Scan the data below for the string "components". Show every line where it turns up.

* * * * *

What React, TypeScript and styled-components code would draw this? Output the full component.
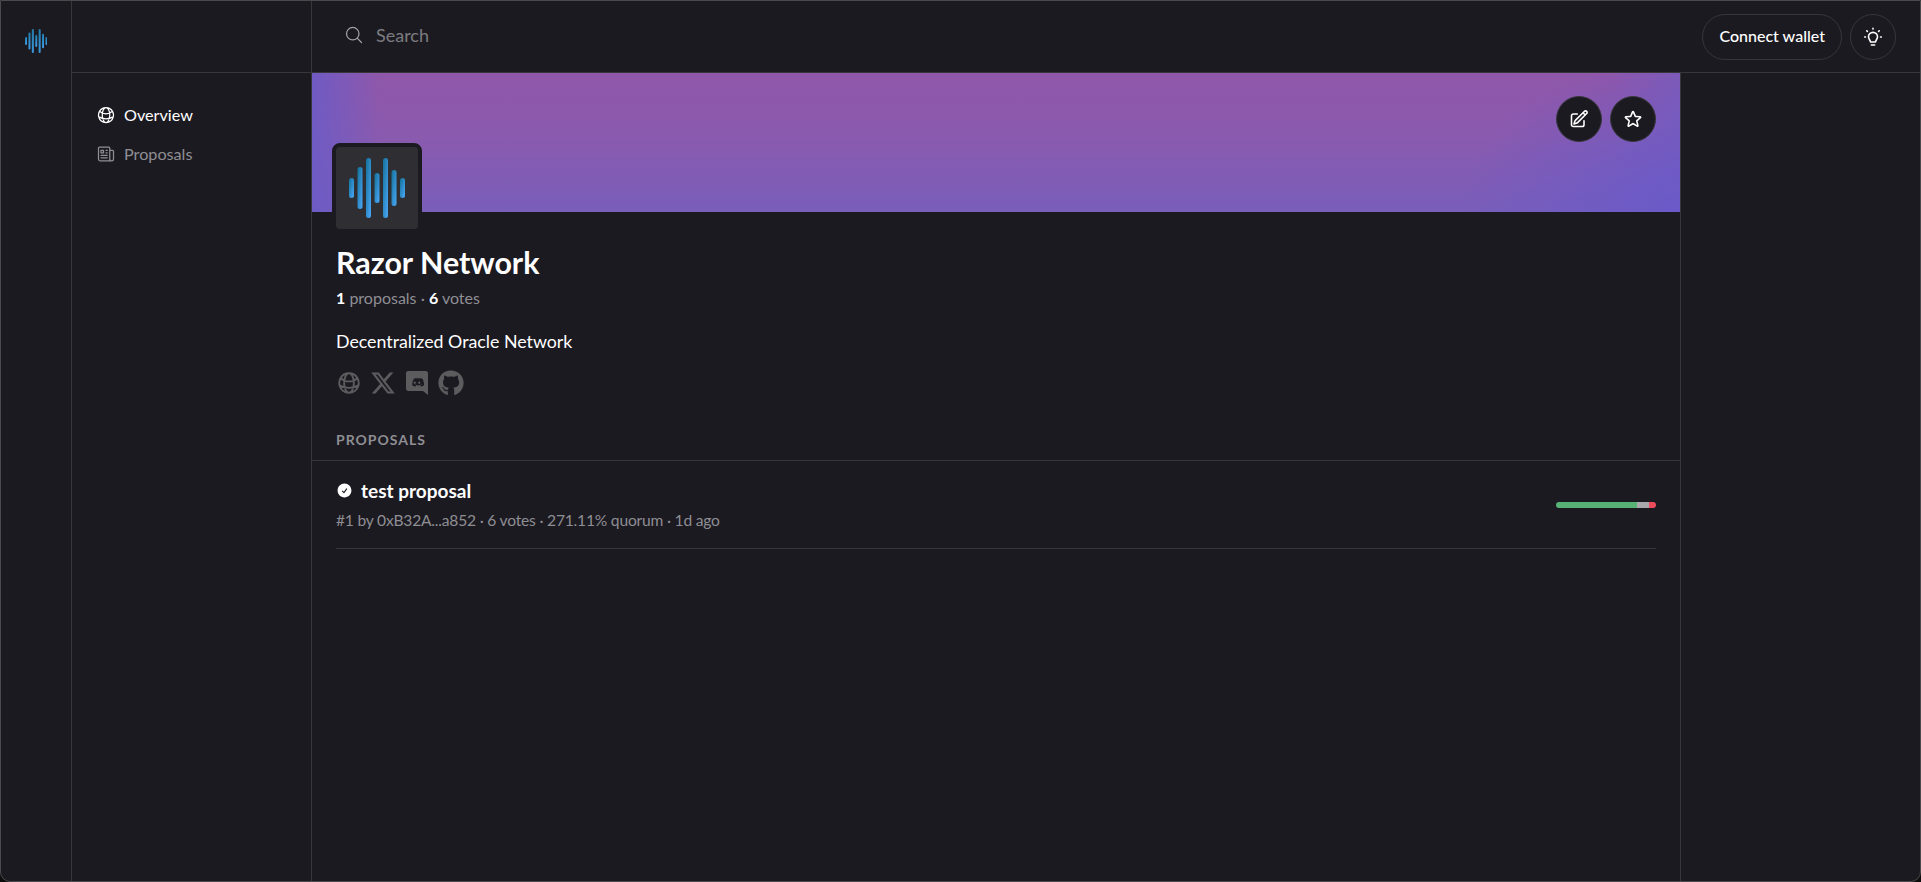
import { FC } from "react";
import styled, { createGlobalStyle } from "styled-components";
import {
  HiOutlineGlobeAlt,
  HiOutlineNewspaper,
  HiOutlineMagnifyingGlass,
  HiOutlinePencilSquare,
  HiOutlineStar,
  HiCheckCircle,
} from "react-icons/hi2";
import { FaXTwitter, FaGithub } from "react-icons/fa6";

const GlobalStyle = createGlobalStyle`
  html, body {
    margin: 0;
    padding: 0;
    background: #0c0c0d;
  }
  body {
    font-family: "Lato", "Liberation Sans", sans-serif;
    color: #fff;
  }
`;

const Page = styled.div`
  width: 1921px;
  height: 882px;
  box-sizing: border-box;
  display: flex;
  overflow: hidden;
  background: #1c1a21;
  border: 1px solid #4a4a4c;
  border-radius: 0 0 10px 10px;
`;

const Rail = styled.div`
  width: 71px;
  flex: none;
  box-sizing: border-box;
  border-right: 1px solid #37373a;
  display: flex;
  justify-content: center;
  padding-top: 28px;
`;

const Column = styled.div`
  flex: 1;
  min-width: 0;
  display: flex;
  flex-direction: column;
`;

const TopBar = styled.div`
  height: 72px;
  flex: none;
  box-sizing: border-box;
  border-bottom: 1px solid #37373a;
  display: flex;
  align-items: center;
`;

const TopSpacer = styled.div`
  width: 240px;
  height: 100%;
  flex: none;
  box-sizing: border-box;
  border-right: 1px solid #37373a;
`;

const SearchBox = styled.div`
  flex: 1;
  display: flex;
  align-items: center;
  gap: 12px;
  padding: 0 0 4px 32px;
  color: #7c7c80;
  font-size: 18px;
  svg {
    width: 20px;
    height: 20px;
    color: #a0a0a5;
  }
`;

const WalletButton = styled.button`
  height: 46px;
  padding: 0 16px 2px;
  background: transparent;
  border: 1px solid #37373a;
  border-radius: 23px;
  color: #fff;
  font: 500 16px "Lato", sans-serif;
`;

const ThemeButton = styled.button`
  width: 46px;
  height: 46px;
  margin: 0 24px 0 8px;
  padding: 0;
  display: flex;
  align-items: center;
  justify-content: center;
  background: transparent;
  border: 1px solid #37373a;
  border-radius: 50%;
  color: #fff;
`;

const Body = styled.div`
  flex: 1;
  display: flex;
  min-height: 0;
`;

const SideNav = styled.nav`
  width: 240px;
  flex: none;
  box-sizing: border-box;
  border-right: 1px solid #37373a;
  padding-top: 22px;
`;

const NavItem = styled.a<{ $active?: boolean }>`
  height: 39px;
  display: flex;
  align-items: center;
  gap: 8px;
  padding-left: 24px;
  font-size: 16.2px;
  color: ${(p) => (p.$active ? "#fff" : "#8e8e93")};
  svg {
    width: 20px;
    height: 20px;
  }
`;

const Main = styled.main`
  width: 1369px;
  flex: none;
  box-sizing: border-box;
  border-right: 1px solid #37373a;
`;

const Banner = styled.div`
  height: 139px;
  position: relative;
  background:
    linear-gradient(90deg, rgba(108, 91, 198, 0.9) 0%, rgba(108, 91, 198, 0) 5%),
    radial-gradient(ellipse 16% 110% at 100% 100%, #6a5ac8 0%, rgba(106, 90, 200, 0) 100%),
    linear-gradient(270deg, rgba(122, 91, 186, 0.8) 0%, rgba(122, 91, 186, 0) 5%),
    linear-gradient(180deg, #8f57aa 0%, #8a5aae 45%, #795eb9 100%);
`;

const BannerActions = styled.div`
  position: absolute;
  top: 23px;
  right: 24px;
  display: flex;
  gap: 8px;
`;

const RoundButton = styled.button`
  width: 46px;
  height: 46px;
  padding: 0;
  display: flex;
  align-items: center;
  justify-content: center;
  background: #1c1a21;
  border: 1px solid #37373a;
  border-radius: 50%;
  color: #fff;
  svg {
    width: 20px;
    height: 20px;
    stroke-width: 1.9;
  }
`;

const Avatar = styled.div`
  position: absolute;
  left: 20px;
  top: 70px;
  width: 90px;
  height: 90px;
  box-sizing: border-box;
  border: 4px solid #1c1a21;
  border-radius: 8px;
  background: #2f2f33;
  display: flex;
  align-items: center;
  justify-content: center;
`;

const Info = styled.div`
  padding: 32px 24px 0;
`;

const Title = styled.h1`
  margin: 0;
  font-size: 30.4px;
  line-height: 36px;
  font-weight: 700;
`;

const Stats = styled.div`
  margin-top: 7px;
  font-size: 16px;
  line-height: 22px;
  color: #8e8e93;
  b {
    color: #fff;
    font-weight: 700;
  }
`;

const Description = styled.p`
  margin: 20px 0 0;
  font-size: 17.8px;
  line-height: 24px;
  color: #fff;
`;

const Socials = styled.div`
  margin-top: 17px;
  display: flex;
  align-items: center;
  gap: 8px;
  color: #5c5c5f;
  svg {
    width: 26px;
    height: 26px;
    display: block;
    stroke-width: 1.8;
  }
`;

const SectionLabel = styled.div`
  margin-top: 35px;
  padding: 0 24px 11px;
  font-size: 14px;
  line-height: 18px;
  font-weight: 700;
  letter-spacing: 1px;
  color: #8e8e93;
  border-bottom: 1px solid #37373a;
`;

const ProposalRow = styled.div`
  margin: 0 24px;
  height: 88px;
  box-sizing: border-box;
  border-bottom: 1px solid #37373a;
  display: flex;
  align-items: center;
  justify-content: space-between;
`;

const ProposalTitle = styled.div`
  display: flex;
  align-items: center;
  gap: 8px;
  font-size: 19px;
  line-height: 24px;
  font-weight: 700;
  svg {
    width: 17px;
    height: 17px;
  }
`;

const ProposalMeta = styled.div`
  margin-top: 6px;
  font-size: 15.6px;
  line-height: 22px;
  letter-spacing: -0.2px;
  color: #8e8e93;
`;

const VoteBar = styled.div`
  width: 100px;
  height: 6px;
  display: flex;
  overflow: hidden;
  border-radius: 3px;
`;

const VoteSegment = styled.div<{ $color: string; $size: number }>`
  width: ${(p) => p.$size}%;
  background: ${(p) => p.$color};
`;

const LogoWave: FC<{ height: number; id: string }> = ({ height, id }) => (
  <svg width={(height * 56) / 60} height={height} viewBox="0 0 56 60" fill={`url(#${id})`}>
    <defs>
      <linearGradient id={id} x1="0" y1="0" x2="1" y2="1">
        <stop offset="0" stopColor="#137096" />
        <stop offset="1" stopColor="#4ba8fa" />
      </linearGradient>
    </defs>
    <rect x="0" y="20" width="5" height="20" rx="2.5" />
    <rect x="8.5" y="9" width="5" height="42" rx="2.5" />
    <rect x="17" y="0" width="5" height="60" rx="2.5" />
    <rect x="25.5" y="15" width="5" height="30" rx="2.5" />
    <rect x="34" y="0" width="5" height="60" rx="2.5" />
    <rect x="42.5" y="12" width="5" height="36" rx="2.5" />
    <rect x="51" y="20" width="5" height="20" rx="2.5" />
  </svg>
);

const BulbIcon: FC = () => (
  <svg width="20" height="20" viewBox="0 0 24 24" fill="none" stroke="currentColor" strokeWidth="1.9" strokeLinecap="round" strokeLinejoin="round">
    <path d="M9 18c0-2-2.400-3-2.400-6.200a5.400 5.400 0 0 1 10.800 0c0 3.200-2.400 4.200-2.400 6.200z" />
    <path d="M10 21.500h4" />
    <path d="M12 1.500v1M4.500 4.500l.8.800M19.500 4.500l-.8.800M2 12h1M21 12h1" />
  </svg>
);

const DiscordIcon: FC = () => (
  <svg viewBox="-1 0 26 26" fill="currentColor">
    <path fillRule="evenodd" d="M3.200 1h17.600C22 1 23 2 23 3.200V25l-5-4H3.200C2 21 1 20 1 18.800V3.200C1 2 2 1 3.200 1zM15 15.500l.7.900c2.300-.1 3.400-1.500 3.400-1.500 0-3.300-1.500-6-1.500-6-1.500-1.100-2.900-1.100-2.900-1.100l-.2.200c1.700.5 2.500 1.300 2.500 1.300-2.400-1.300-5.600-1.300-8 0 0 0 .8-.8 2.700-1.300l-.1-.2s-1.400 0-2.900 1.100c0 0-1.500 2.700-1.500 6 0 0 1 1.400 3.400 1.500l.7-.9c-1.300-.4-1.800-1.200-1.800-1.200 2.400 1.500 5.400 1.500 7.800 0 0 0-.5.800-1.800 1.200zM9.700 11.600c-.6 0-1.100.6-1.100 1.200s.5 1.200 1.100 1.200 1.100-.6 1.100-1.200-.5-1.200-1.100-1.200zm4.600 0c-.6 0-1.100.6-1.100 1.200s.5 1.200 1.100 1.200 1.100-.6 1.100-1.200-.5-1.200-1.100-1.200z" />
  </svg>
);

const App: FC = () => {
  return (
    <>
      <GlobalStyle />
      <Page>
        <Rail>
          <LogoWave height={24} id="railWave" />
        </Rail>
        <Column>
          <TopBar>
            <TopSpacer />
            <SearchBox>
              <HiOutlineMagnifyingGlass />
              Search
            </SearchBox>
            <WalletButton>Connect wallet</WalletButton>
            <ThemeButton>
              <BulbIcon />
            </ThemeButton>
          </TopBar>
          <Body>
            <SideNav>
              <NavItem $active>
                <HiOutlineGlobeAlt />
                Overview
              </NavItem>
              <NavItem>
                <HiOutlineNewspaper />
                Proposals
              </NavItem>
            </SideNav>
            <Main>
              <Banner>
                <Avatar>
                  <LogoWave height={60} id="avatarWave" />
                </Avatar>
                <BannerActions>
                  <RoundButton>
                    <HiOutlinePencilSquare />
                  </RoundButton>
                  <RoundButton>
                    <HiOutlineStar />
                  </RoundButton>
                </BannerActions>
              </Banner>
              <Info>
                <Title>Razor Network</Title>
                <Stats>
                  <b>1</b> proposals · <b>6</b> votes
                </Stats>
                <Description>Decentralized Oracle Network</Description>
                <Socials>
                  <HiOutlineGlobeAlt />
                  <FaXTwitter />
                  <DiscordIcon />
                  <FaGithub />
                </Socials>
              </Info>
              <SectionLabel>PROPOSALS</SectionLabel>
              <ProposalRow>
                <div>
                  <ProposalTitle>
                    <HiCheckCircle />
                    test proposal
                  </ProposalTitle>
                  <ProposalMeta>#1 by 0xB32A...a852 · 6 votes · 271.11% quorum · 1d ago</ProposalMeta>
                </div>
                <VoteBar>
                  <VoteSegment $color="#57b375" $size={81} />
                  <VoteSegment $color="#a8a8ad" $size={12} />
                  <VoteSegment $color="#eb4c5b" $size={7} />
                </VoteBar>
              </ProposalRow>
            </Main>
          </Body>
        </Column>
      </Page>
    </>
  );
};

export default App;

* * * * *

- [Response to the exercise]
What React, TypeScript and styled-components code would draw this? Output the full component.
import styled, { createGlobalStyle } from "styled-components";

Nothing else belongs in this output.